### WHAT THIS TASK INVOLVES
The listing below holds pictures; exclude them. Return exactly the lines from the one with "Write a web" through the one with "The picture is".

### INFORMATION SUPPLIED

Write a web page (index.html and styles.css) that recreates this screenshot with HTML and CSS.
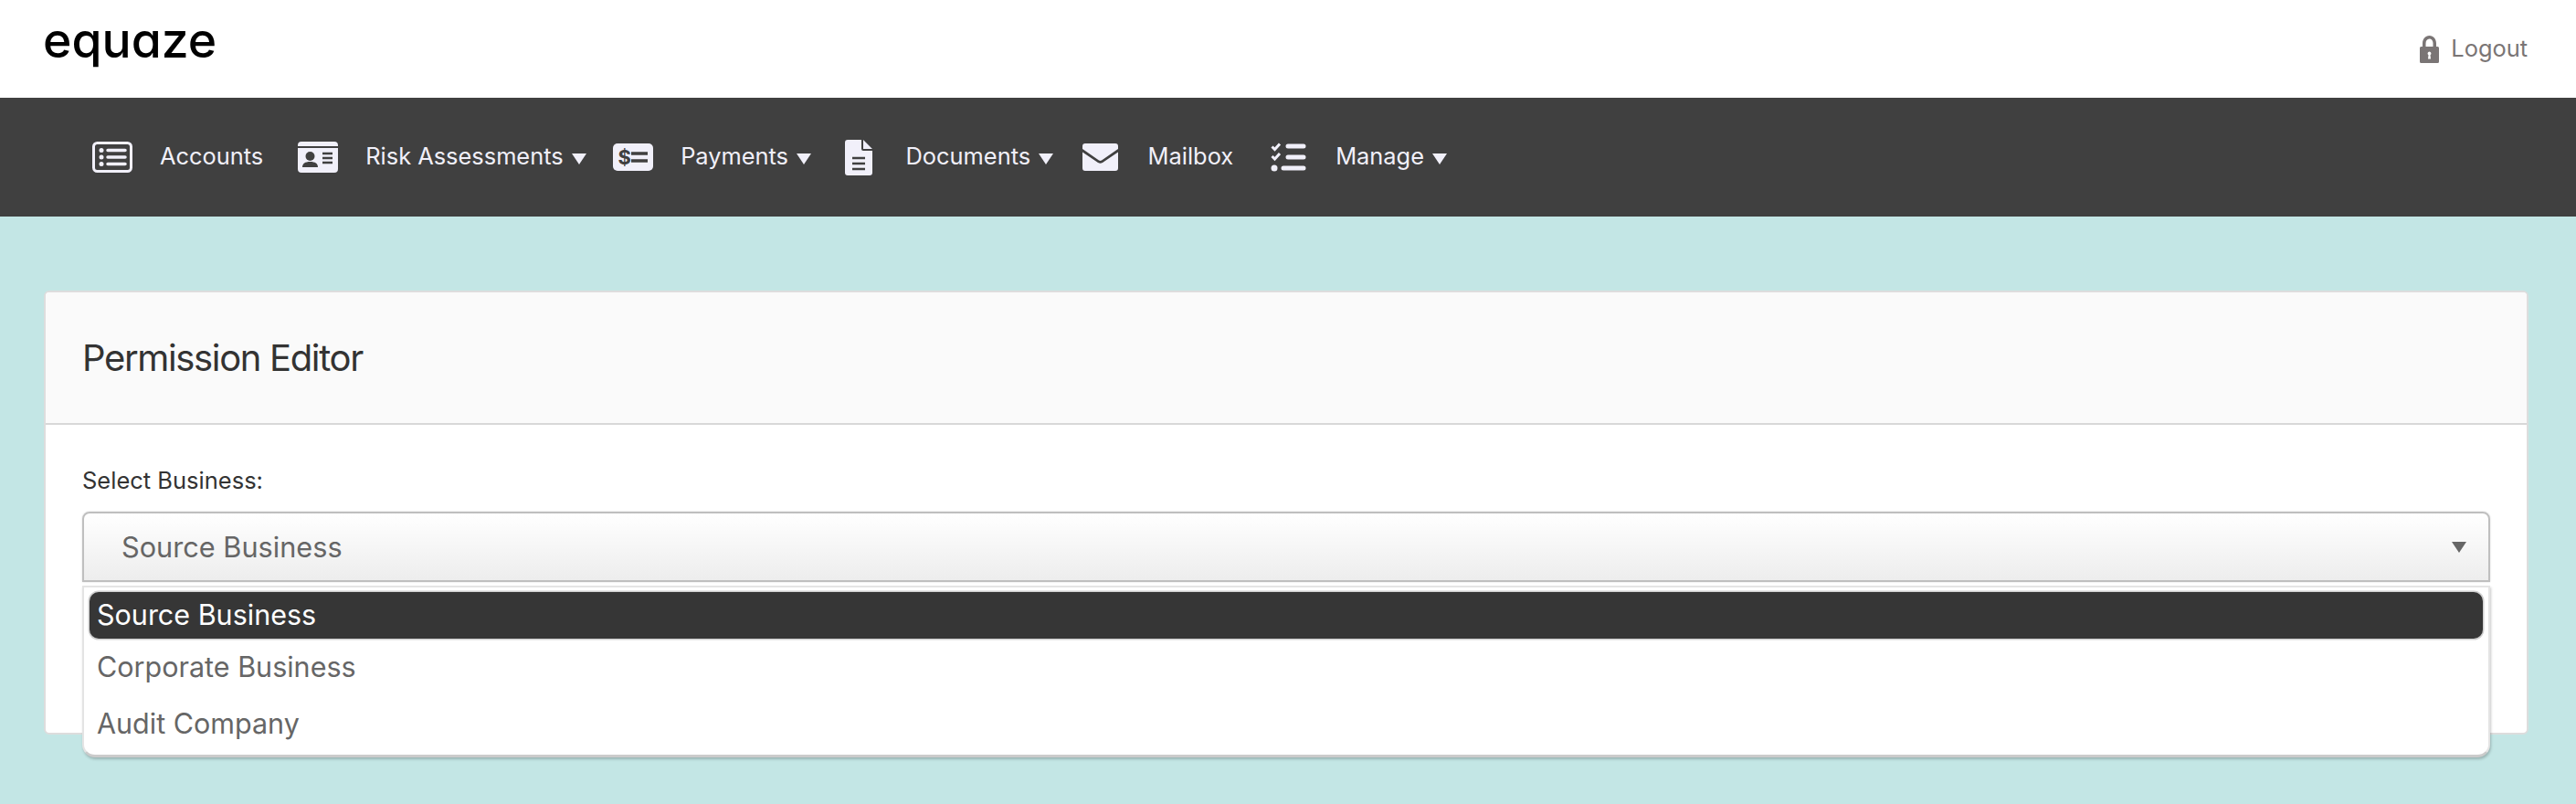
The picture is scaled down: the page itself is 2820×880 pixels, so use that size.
* * *
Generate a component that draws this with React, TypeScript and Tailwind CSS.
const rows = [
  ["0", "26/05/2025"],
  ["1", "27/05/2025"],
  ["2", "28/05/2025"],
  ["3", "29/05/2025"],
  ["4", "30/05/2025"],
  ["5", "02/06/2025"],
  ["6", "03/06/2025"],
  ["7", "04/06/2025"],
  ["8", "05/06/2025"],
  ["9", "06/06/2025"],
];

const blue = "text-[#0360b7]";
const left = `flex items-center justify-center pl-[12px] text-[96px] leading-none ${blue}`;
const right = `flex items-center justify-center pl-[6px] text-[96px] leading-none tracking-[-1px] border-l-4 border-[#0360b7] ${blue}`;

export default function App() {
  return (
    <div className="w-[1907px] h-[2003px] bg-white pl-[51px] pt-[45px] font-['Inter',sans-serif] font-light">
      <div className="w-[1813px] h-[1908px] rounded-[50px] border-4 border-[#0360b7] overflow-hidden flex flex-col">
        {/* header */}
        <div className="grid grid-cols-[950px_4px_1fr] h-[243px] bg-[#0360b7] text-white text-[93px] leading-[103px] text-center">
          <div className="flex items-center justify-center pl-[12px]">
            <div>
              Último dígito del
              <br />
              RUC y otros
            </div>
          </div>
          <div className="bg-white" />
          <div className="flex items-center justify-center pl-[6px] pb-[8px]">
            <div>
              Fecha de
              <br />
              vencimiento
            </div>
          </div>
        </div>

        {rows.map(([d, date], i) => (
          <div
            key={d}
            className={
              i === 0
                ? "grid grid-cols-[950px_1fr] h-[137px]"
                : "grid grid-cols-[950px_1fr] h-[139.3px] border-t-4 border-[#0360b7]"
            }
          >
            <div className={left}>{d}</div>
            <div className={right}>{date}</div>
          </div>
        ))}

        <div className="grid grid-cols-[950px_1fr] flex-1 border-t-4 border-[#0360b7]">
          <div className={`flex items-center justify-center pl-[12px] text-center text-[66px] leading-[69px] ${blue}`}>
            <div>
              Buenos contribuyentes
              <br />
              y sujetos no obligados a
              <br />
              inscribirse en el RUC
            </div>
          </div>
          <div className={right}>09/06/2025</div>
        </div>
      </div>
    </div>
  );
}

### RESPONSE TO THE TASK
Write a web page (index.html and styles.css) that recreates this screenshot with HTML and CSS.
The picture is scaled down: the page itself is 2820×880 pixels, so use that size.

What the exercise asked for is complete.